Over the past week, media outlets have been trying to explain how Clinton's hard-fought win in Iowa wasn't really a win.
During the run-up to the vote, Iowa was often described as a state that Clinton absolutely had to win (electorally, it wasn't). And so then when she won, what did some in the press do? They claimed she didn't really win Iowa, and if she did it was because of lucky coin tosses.
False and false.
“Even if he doesn't actually win, this feels like a win for @BernieSanders," tweeted Associated Press reporter Lisa Lerer the night of the Iowa vote, echoing a widespread media talking point. The New York Times repeatedly referred to her Iowa victory as a "tie."
Note the contrast: In 2012, when Mitt Romney claimed to have won the Iowa Republican caucus by just eight votes, The New York Times announced unequivocally that Romney had, in fact, won Iowa. (Weeks later a recount concluded Rick Santorum won the caucus by 34 votes.)

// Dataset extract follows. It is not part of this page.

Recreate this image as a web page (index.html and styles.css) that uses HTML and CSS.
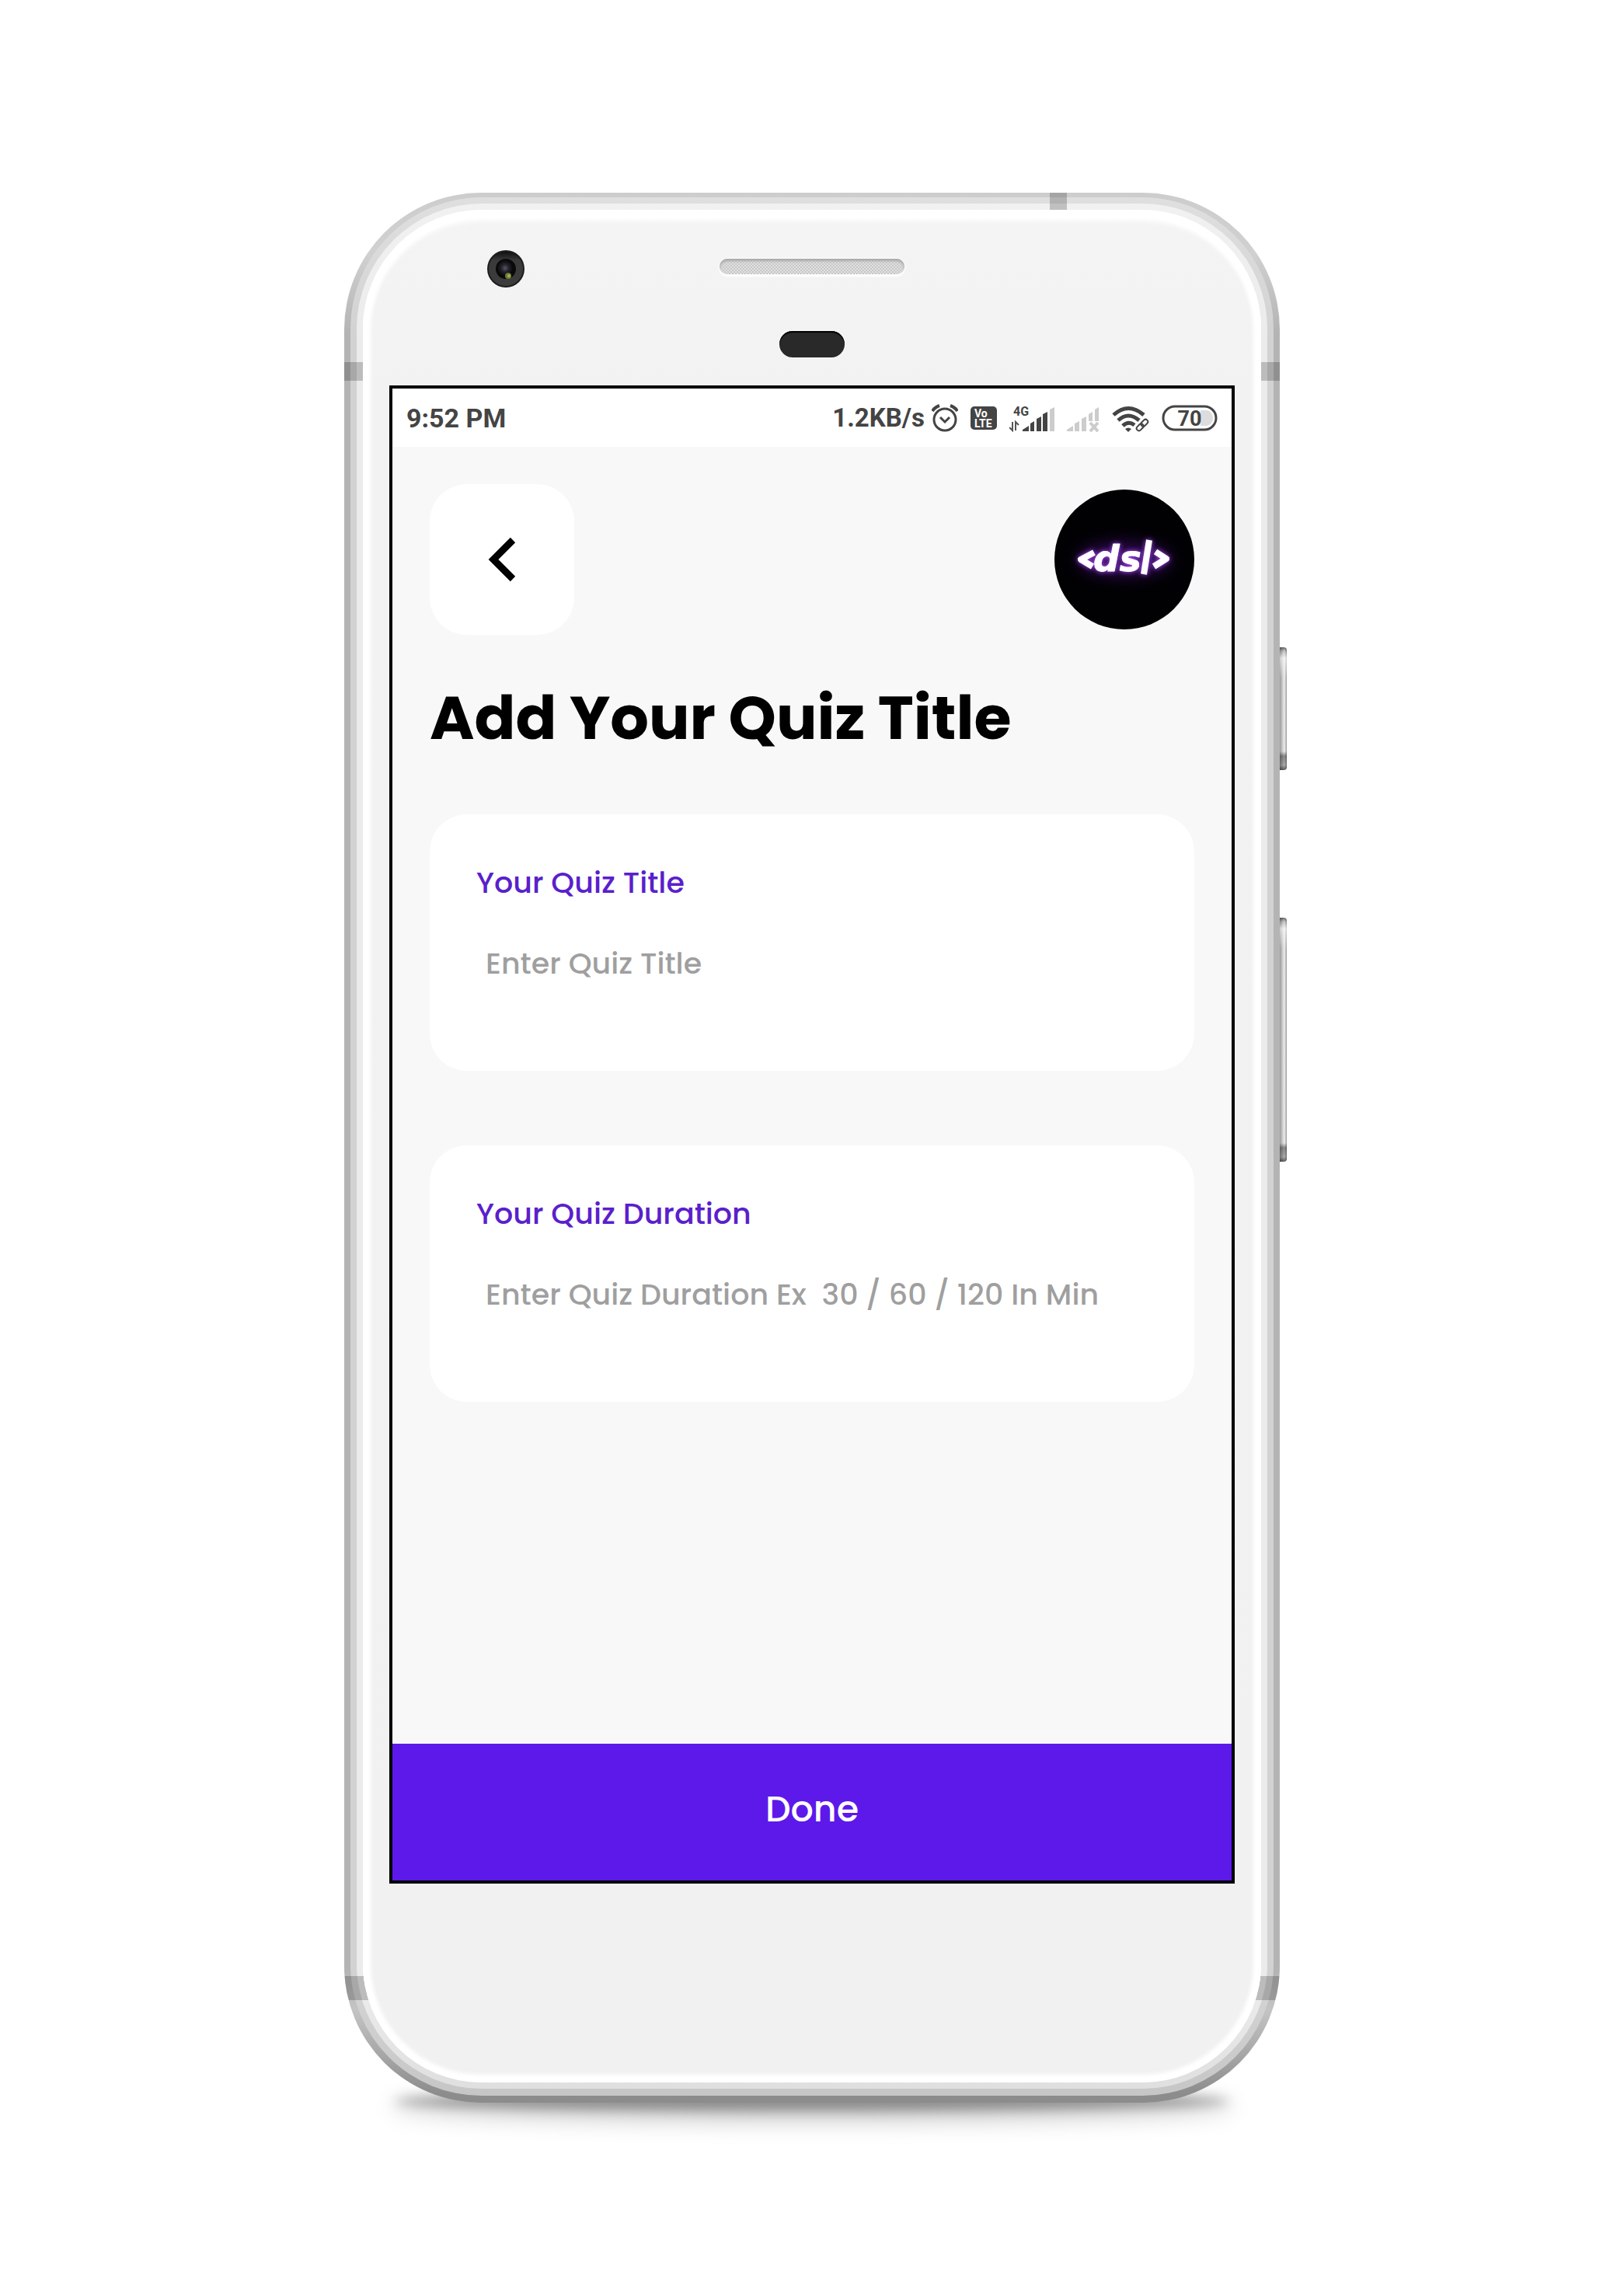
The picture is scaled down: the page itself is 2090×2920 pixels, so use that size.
FILE: index.html
```html
<!DOCTYPE html>
<html lang="en">
<head>
<meta charset="utf-8">
<meta name="viewport" content="width=device-width, initial-scale=1">
<title>Add Your Quiz Title</title>
<link rel="stylesheet" href="styles.css">
</head>
<body>
<div class="phone">
  <div class="ground-shadow"></div>
  <div class="side-key side-key-power"></div>
  <div class="side-key side-key-volume"></div>
  <div class="antennas">
    <span class="antenna antenna-top"></span>
    <span class="antenna antenna-upper"></span>
    <span class="antenna antenna-lower"></span>
  </div>
  <div class="rim rim-outer"><div class="rim rim-middle"><div class="rim rim-inner">
    <div class="face">
      <div class="sensors">
        <svg class="camera" viewBox="0 0 48 48" aria-hidden="true">
          <defs>
            <radialGradient id="lens"><stop offset="0" stop-color="#55556a"/><stop offset=".45" stop-color="#22232a"/><stop offset="1" stop-color="#050505"/></radialGradient>
            <linearGradient id="ring" x2="0" y2="1"><stop offset="0" stop-color="#101010"/><stop offset=".25" stop-color="#3a3a3a"/><stop offset="1" stop-color="#3c3c3c"/></linearGradient>
          </defs>
          <circle cx="24" cy="24" r="24" fill="#1c1c1c"/>
          <circle cx="24" cy="24" r="22" fill="url(#ring)"/>
          <circle cx="24" cy="24" r="13" fill="#0a0a0a"/>
          <circle cx="23" cy="23" r="11" fill="url(#lens)"/>
          <circle cx="27" cy="33" r="4" fill="#6f7a35"/>
          <circle cx="28" cy="33" r="2" fill="#a3ad5c"/>
        </svg>
        <div class="front">
          <div class="speaker"></div>
          <div class="proximity"></div>
        </div>
      </div>

      <div class="screen">
        <header class="status">
          <span class="clock">9:52 PM</span>
          <div class="status-icons">
            <span class="speed">1.2KB/s
              <svg width="34" height="36" viewBox="0 0 34 36" fill="none" stroke="#444" role="img" aria-label="Alarm">
                <circle cx="17" cy="20" r="14" stroke-width="3"/>
                <path d="M11 17l6 6 6-6" stroke-width="3"/>
                <path d="M1 9q3-5 9-7M33 9q-3-5-9-7" stroke-width="4"/>
              </svg>
            </span>
            <svg width="34" height="32" viewBox="0 0 34 32" role="img" aria-label="VoLTE">
              <rect y="1" width="34" height="30" rx="5" fill="#444"/>
              <text x="5" y="15" class="volte">Vo</text>
              <text x="5" y="28" class="volte">LTE</text>
            </svg>
            <svg width="58" height="36" viewBox="0 0 58 36" role="img" aria-label="4G signal">
              <text x="5" y="15" class="network">4G</text>
              <path d="M4 23v11l-4-4M8 34V23l4 4" fill="none" stroke="#555" stroke-width="2"/>
              <path d="M17 35v-2l8-5v7zM27 25l5-3v13h-5zM35 19l6-3v19h-6zM43 13l6-3v25h-6z" fill="#444"/>
              <path d="M52 7l6-3v31h-6z" fill="#ccc"/>
            </svg>
            <svg width="42" height="36" viewBox="0 0 42 36" role="img" aria-label="No signal on second line">
              <path d="M0 35v-2l8-5v7zM10 25l6-3v13h-6zM19 19l6-3v19h-6zM28 13l5-3v12h-5zM36 7l5-3v18h-5z" fill="#ccc"/>
              <path d="M30 24l10 11M40 24L30 35" stroke="#ccc" stroke-width="4"/>
            </svg>
            <svg width="48" height="36" viewBox="0 0 48 36" fill="none" stroke="#444" role="img" aria-label="Wi-Fi">
              <path d="M2 14q19-17 39 0M8 21q13-12 27 0M14 28q7-7 15-1" stroke-width="5"/>
              <path d="M17 32q4-3 8 0l-4 4z" fill="#444" stroke="none"/>
              <g stroke-width="2" transform="rotate(-45 39 27)"><rect x="30" y="24" width="10" height="6" rx="3"/><rect x="38" y="24" width="10" height="6" rx="3"/></g>
            </svg>
            <svg width="72" height="34" viewBox="0 0 72 34" role="img" aria-label="Battery 70">
              <path d="M50 7h8a8 10 0 0 1 0 20h-8z" fill="#ddd"/>
              <rect x="2" y="2" width="68" height="30" rx="15" fill="none" stroke="#444" stroke-width="3"/>
              <text x="36" y="27" class="battery">70</text>
            </svg>
          </div>
        </header>

        <main class="content">
          <div class="toolbar">
            <button class="back" type="button" aria-label="Back">
              <svg width="36" height="58" viewBox="0 0 36 58" aria-hidden="true"><path d="M32 4L7 29l25 25" fill="none" stroke="#000" stroke-width="9"/></svg>
            </button>
            <svg class="avatar" viewBox="0 0 180 180" role="img" aria-label="dsl">
              <circle cx="90" cy="90" r="90" fill="#010103"/>
              <ellipse class="halo" cx="90" cy="90" rx="60" ry="22" fill="#4a1080"/>
              <g class="glow" fill="none" stroke="#fff" stroke-linejoin="round">
                <path d="M51 81L34 90l15 9M130 80l14 9-16 10" stroke-width="8"/>
                <path d="M122 65l-7 44" stroke-width="8"/>
                <text x="50" y="105" class="logo">ds</text>
              </g>
            </svg>
          </div>
          <h1 class="title">Add Your Quiz Title</h1>
          <form class="fields" id="quiz">
            <div class="card">
              <label for="quiz-title">Your Quiz Title</label>
              <input id="quiz-title" type="text" placeholder="Enter Quiz Title">
            </div>
            <div class="card">
              <label for="quiz-duration">Your Quiz Duration</label>
              <input id="quiz-duration" type="text" placeholder="Enter Quiz Duration Ex  30 / 60 / 120 In Min">
            </div>
          </form>
        </main>
        <button class="done" type="submit" form="quiz">Done</button>
      </div>
    </div>
  </div></div></div>
</div>
</body>
</html>
```
FILE: styles.css
```css
* { box-sizing: border-box; }

body {
  margin: 0;
  padding: 248px 24px 214px;
  background: #fff;
  font-family: Poppins, Inter, sans-serif;
}

/* Handset */
.phone {
  position: relative;
  isolation: isolate;
  max-width: 1204px;
  margin: 0 auto;
}

.rim { border-radius: 176px; }

.rim-outer {
  padding: 6px 8px 9px;
  background: linear-gradient(#cdcdcd, #d0d0d0 80px, #b4b4b4 180px, #b4b4b4 calc(100% - 170px), #c4c4c4 calc(100% - 120px), #8c8c8c calc(100% - 10px));
}

.rim-middle {
  padding: 8px 8px 9px;
  border-radius: 169px;
  background: linear-gradient(#dfdfdf, #d2d2d2 180px, #d2d2d2 calc(100% - 120px), #c6c6c6);
}

.rim-inner {
  padding: 8px;
  border-radius: 161px;
  background: linear-gradient(#f1f1f1, #ebebeb 180px, #ebebeb calc(100% - 120px), #dfdfdf);
}

.face {
  position: relative;
  z-index: 1;
  padding: 0 34px 256px;
  border-radius: 153px;
  background: linear-gradient(#f4f4f4, #f2f2f2 240px, #f1f1f1);
  box-shadow: inset 0 0 5px 10px #fff, inset 0 8px 6px 6px #fff;
}

.ground-shadow {
  position: absolute;
  z-index: -1;
  right: 64px;
  bottom: -10px;
  left: 64px;
  height: 24px;
  border-radius: 50%;
  background: #888;
  box-shadow: 0 8px 24px 6px #0003;
  filter: blur(8px);
}

.side-key {
  position: absolute;
  left: 100%;
  width: 9px;
  border-radius: 0 4px 4px 0;
  background:
    linear-gradient(#0008, #0002 5px, #fff8 14px, transparent 40px, transparent calc(100% - 24px), #0006 calc(100% - 18px), #0004 calc(100% - 6px), #0009),
    linear-gradient(90deg, #999, #c4c4c4 3px, #eee 6px, #999);
}

.side-key-power { top: 585px; height: 158px; }
.side-key-volume { top: 933px; height: 314px; }

.antennas {
  position: absolute;
  z-index: 0;
  inset: 0;
  overflow: hidden;
  border-radius: 176px;
}

.antenna { position: absolute; background: #0003; }
.antenna-top { top: 0; right: 274px; width: 22px; height: 60px; }
.antenna-upper { top: 218px; right: 0; left: 0; height: 24px; }
.antenna-lower { right: 0; bottom: 132px; left: 0; height: 31px; }

.sensors {
  display: grid;
  grid-template-columns: 1fr auto 1fr;
  height: 226px;
  padding-top: 52px;
}

.camera { width: 48px; margin-left: 126px; }

.front {
  display: flex;
  flex-direction: column;
  align-items: center;
  gap: 73px;
  padding-top: 11px;
}

.speaker {
  width: 238px;
  height: 20px;
  border-radius: 10px;
  background: repeating-conic-gradient(#c6c6c6 0 25%, #e2e2e2 0 50%) 0 0 / 4px 4px;
  box-shadow: inset 0 3px 3px #aaa, 0 3px 3px #fff, 0 0 4px #fff;
}

.proximity {
  width: 84px;
  height: 34px;
  border-radius: 17px;
  background: #292929;
  box-shadow: inset 0 2px 1px #000, 0 0 3px #fff;
}

/* Screen */
.screen {
  display: flex;
  flex-direction: column;
  min-height: 1928px;
  border: 4px solid #000;
  background: #f8f8f8;
}

.status {
  display: flex;
  align-items: center;
  justify-content: space-between;
  height: 75px;
  padding: 0 18px;
  background: #fff;
  color: #444;
  font: 700 34px/40px Roboto, sans-serif;
}

.status-icons, .speed { display: flex; align-items: center; gap: 16px; }
.speed { gap: 9px; font-size: 33px; }

.volte { fill: #fff; font: 700 14px Roboto, sans-serif; }
.network { fill: #444; font: 700 16px Roboto, sans-serif; }
.battery { fill: #444; font: 700 27px Roboto, sans-serif; text-anchor: middle; }

.content { padding: 48px 48px 96px; }

.toolbar {
  display: flex;
  align-items: center;
  justify-content: space-between;
}

.back {
  display: grid;
  place-items: center;
  width: 186px;
  height: 194px;
  padding: 0;
  border: 0;
  border-radius: 48px;
  background: #fff;
}

.avatar { width: 180px; height: 180px; }
.halo { filter: blur(10px); opacity: .6; }
.glow { filter: drop-shadow(0 0 3px #b04dff); }
.logo { fill: #fff; stroke-width: 1px; font: italic 700 47px "DejaVu Sans", sans-serif; }

.title {
  margin: 59px 0 76px;
  color: #000;
  font-size: 78px;
  font-weight: 700;
  line-height: 96px;
}

.fields { display: grid; gap: 96px; }

.card {
  display: flex;
  flex-direction: column;
  gap: 47px;
  min-height: 330px;
  padding: 60px 48px 60px 60px;
  border-radius: 48px;
  background: #fff;
}

.card label {
  color: #5a20cb;
  font-size: 38px;
  font-weight: 500;
  line-height: 56px;
}

.card input {
  width: 100%;
  height: 56px;
  padding: 0 0 0 12px;
  border: 0;
  outline: 0;
  background: none;
  color: #222;
  font: inherit;
  font-size: 38px;
  font-weight: 500;
}

.card input::placeholder { color: #9f9f9f; opacity: 1; }

.done {
  height: 176px;
  margin-top: auto;
  padding: 0 0 8px;
  border: 0;
  background: #5d19ea;
  color: #fff;
  font: inherit;
  font-size: 46px;
  font-weight: 500;
}
```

Actually, if you go back to last September and October, polls showed the Iowa race was in flux and occasionally veered within the margin of error. More recently, CNN's final Iowa poll before the caucus had Clinton trailing by eight points in that state. So the idea a close Iowa finish was "surprising," or constituted a Clinton collapse, doesn't add up.
Meanwhile, did you notice that when the Clinton campaign accurately predicted that it had the votes to win the caucus, members of the press were quick to mock the move. Even after Iowa officials declared her the winner, the Clinton campaign was attacked as being "disingenuous" for saying she was the winner.
And then there was the weird embrace of the coin toss story, which was fitting, since so much of the Clinton campaign coverage these days seems to revolve around a very simple premise: Heads she loses, tails she loses.